Sovereign Coronation Grapes
Sovereign Coronation Grape
Popular table grape!
Medium-size round grapes are dark blue and virtually seedless. A distinctive sweet musky taste makes it a perfect grape for fresh eating. Ripens in early to midsummer. Zones 4-8.
Grapes prefer a well-drained soil. Gravelly or sandy loams are excellent. A clay loam will do if not too heavy, but wet or heavy clay soils are not good types for grapes. Grapes will prosper if the soil is rich in organic matter. As organic matter breaks down it provides the nutrients for growth. A mulch of shredded bark or leaf mould helps to maintain soil moisture and eventually adds to the organic content of the soil. The acidity level of the soil should be tested. Most Maritime soils will need lime. A pH level of 6.5 is ideal.'
The year of planting , prune your plant lightly, if at all. A rule of thumb, leave approximately 20-30 buds per plant. As the years go by you may leave somewhat more wood each spring, however the plants should be pruned hard to produce large clusters of quality grapes. By pruning, you limit the number of fruit buds and those that remain receive the entire vigour of the root system. If you do not prune, you will end up with many grapes, but they will be small and lack sweetness. If you are growing your vine over a trellis for ornamental purposes, prune more lightly, thinning out weak canes rather than cutting them back.

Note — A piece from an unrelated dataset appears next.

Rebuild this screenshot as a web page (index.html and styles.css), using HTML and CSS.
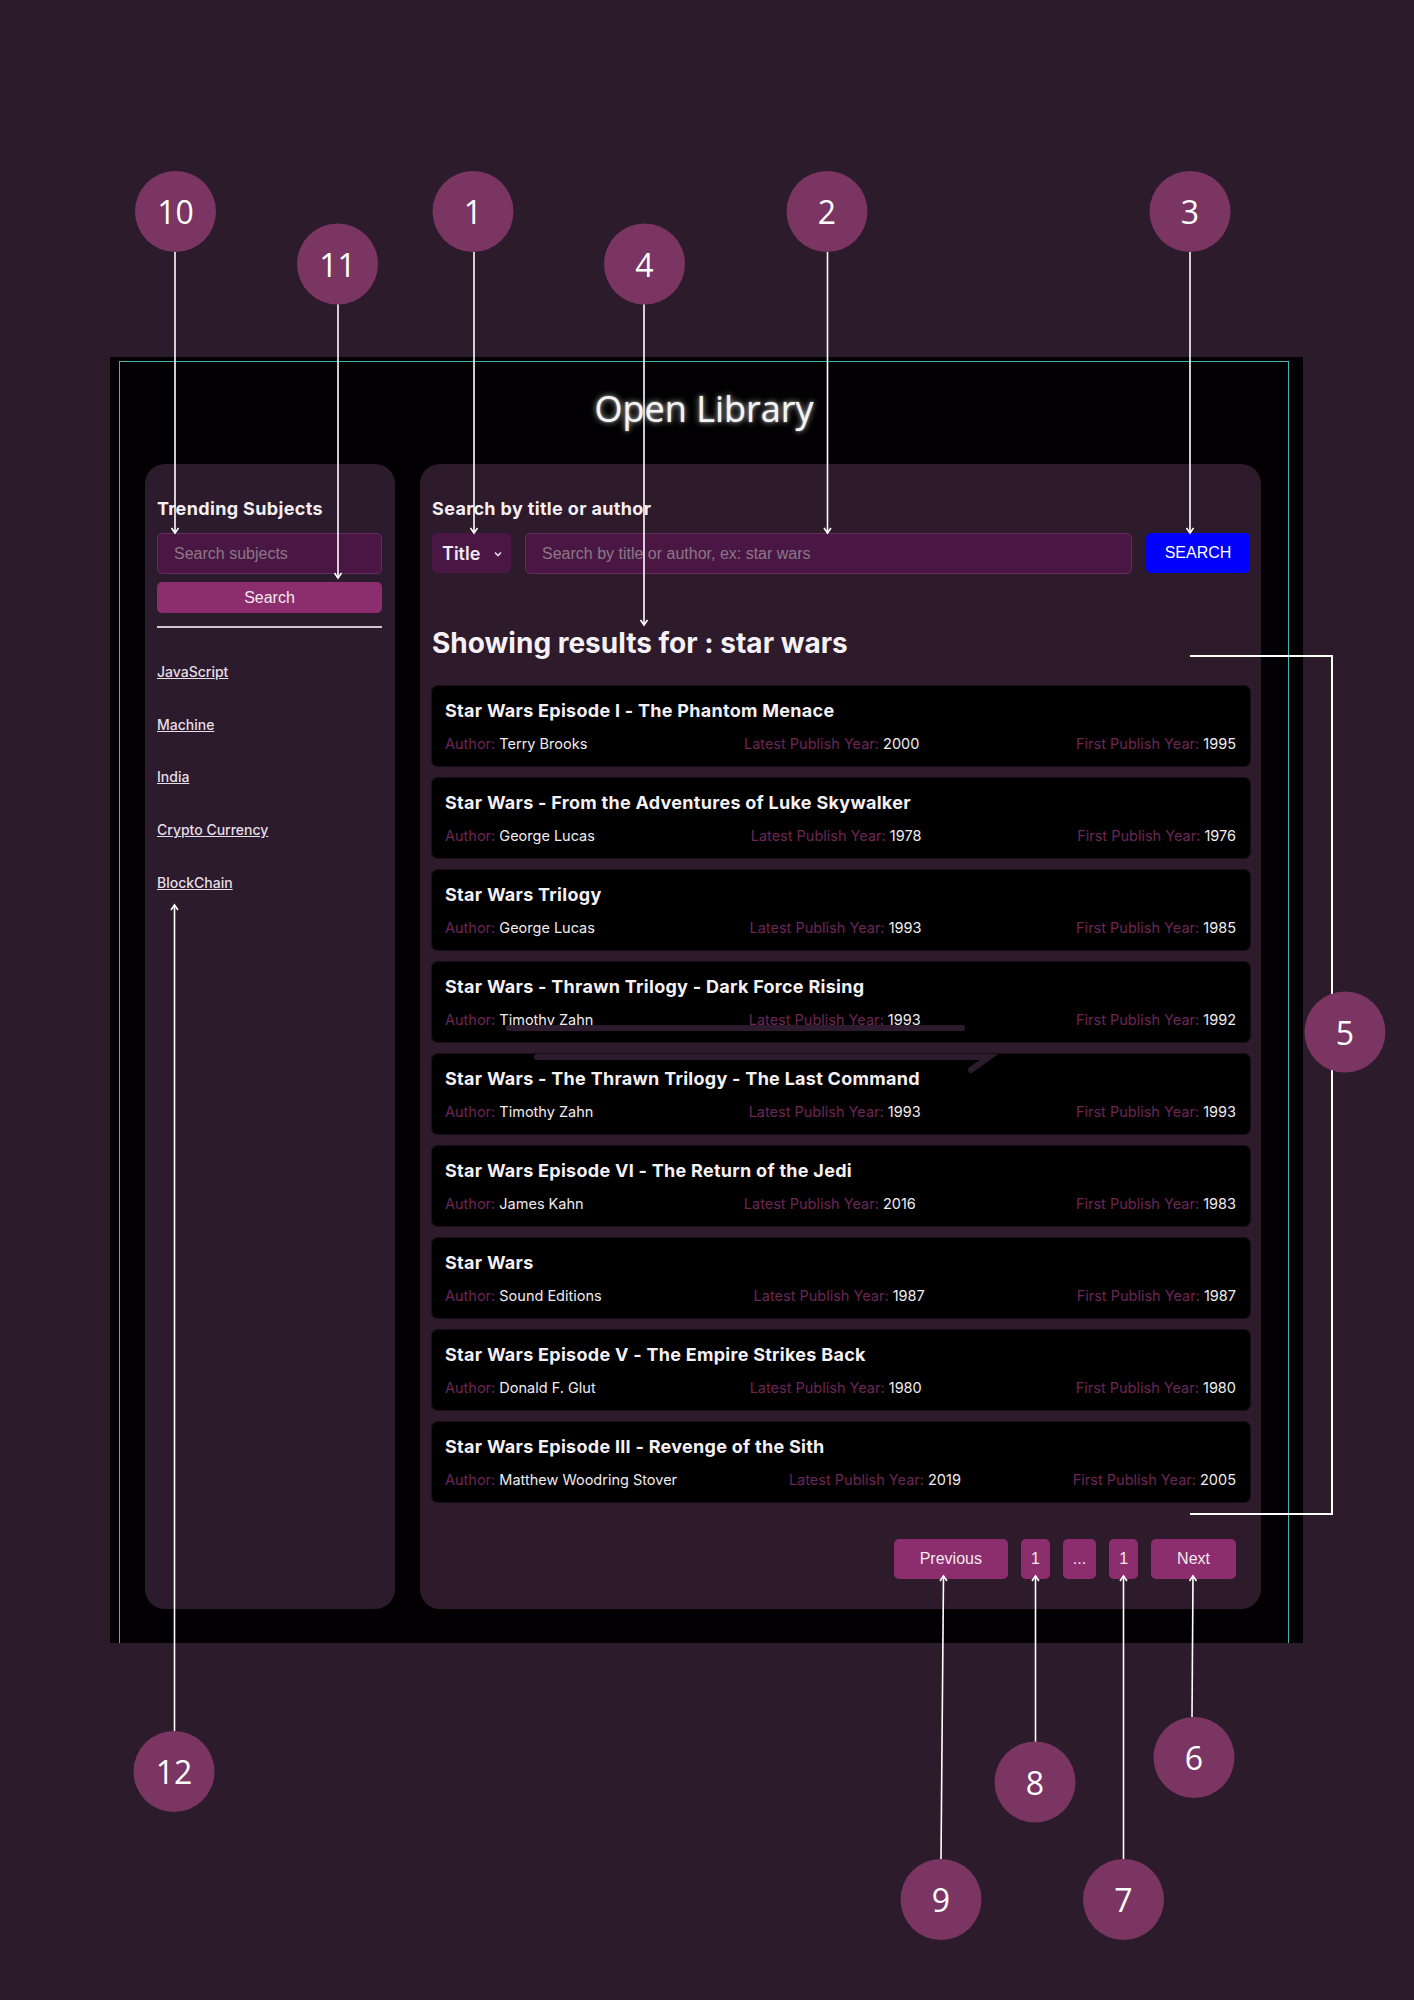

The most common mistake of the new grape grower is to pick the grapes before they have reached optimum ripeness. Remember that once picked, grapes do not get sweeter. Because a grape turns color, it does not mean it is ripe. The sugar content gradually rises in the fruit. Unless you have a device (refractometer) to test this sugar level, the best way is to sample frequently. Once ripe, snip the clusters off with pruning shears. Handle carefully so as not to injure the berries. Grapes can be kept several weeks if kept at refrigerator temperatures.